• _INPUT DATA_:
┌──
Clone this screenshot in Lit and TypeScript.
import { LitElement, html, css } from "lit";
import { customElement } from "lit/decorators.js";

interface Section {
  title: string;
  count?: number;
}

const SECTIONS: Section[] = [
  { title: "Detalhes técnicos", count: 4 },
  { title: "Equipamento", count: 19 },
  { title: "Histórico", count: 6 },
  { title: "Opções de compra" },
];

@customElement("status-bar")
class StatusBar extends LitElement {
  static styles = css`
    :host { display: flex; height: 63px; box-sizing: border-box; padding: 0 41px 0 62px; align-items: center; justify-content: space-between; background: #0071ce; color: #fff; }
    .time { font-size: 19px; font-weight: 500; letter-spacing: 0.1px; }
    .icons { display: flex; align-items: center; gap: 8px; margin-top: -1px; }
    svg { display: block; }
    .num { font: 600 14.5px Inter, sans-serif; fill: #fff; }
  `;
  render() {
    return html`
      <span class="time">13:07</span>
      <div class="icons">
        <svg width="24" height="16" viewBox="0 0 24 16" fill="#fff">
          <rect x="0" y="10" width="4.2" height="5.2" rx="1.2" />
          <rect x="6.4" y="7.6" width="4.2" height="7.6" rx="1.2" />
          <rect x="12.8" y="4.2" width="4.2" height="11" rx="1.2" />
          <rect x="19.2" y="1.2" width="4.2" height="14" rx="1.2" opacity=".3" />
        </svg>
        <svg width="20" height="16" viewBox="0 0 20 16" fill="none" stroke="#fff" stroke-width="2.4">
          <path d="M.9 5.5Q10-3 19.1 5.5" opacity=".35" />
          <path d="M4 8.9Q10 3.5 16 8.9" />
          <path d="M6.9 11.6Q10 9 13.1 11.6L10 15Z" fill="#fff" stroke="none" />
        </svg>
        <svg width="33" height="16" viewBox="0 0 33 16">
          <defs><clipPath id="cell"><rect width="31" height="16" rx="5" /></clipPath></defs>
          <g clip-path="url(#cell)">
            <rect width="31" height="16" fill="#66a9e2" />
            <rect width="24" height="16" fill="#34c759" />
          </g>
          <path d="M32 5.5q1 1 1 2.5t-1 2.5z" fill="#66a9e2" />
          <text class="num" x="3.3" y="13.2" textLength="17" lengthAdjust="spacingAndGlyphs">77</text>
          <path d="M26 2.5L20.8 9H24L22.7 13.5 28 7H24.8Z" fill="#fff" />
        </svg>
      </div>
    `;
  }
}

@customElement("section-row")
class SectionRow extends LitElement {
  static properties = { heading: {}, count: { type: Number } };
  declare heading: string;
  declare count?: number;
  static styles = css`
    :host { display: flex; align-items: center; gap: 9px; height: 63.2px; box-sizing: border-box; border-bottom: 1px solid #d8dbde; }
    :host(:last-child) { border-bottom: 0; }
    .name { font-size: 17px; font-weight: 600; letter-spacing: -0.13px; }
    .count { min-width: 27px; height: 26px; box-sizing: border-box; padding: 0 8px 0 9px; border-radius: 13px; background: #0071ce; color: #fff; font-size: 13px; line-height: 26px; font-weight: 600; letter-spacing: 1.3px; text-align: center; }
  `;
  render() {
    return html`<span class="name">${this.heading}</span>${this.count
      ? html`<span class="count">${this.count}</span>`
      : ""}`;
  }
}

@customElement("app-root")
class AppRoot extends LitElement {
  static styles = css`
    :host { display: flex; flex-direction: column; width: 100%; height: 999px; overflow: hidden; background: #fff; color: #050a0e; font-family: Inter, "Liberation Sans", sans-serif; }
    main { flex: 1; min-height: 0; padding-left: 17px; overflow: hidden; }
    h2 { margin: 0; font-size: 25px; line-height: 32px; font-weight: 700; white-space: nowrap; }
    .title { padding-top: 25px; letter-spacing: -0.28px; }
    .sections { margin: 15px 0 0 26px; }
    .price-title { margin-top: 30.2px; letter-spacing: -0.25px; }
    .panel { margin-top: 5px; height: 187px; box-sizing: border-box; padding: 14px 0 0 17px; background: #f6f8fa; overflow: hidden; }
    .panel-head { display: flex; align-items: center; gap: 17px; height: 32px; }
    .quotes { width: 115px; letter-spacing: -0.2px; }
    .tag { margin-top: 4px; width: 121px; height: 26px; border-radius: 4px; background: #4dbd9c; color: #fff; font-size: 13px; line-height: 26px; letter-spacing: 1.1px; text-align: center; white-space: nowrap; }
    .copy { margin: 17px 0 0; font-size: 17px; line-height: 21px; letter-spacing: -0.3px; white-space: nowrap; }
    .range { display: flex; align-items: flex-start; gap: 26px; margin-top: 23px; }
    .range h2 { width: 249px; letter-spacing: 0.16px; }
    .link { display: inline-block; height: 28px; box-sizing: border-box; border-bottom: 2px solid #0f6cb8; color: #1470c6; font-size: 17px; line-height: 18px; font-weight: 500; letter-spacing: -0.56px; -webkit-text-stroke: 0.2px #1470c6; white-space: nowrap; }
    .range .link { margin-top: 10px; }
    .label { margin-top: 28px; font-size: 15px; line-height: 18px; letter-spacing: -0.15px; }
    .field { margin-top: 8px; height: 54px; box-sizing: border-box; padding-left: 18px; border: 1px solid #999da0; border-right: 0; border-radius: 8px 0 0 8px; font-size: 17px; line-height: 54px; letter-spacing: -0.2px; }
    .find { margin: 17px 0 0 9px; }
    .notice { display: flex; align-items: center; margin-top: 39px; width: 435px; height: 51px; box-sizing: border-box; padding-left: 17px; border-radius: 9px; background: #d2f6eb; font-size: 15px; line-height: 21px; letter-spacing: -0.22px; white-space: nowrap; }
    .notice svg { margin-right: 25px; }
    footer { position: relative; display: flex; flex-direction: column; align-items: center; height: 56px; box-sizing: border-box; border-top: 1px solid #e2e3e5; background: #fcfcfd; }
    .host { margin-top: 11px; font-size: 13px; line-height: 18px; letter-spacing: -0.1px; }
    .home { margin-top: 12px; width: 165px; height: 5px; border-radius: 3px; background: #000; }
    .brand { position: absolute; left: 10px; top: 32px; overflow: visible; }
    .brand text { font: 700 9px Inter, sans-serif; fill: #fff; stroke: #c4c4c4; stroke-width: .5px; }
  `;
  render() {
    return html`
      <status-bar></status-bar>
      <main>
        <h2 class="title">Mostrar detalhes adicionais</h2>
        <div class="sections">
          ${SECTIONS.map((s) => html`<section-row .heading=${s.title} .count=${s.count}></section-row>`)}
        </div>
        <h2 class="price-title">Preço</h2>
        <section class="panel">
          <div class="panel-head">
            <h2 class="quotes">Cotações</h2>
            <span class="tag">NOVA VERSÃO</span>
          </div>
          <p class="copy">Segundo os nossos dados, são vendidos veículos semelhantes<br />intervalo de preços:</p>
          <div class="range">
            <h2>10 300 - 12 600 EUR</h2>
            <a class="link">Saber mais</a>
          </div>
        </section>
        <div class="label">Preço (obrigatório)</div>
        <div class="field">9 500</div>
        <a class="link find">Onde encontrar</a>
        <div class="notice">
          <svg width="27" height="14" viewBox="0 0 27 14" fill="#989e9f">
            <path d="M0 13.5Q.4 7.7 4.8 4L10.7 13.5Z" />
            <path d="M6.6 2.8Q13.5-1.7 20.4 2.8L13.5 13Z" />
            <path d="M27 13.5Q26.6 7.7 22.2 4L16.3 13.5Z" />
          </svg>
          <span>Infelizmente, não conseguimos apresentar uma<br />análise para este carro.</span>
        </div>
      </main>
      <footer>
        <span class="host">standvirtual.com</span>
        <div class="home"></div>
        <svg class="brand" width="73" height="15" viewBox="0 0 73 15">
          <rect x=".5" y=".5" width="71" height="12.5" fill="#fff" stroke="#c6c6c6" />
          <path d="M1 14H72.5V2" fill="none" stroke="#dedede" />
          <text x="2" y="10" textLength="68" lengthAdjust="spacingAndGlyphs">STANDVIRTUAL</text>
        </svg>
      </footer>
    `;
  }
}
└──
┌──
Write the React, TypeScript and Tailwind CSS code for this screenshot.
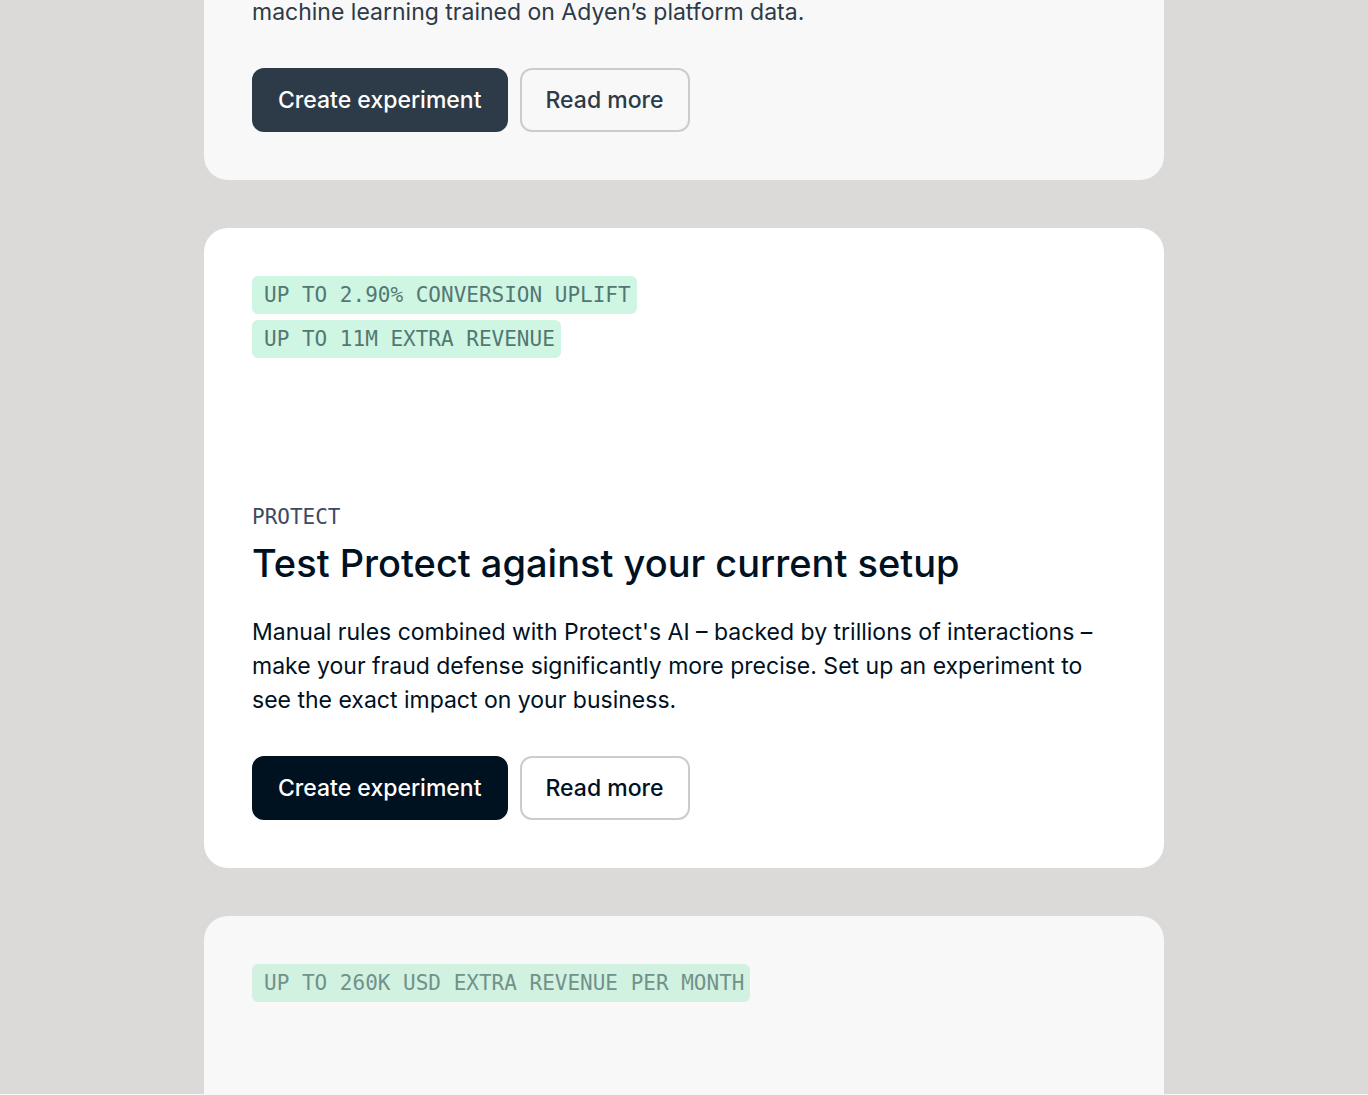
└──
• _TASK DIRECTIONS_: Note every line above where the string "this" shows up, and copy those lines.

• _OUTPUT_:
Clone this screenshot in Lit and TypeScript.
    return html`<span class="name">${this.heading}</span>${this.count
      ? html`<span class="count">${this.count}</span>`
Write the React, TypeScript and Tailwind CSS code for this screenshot.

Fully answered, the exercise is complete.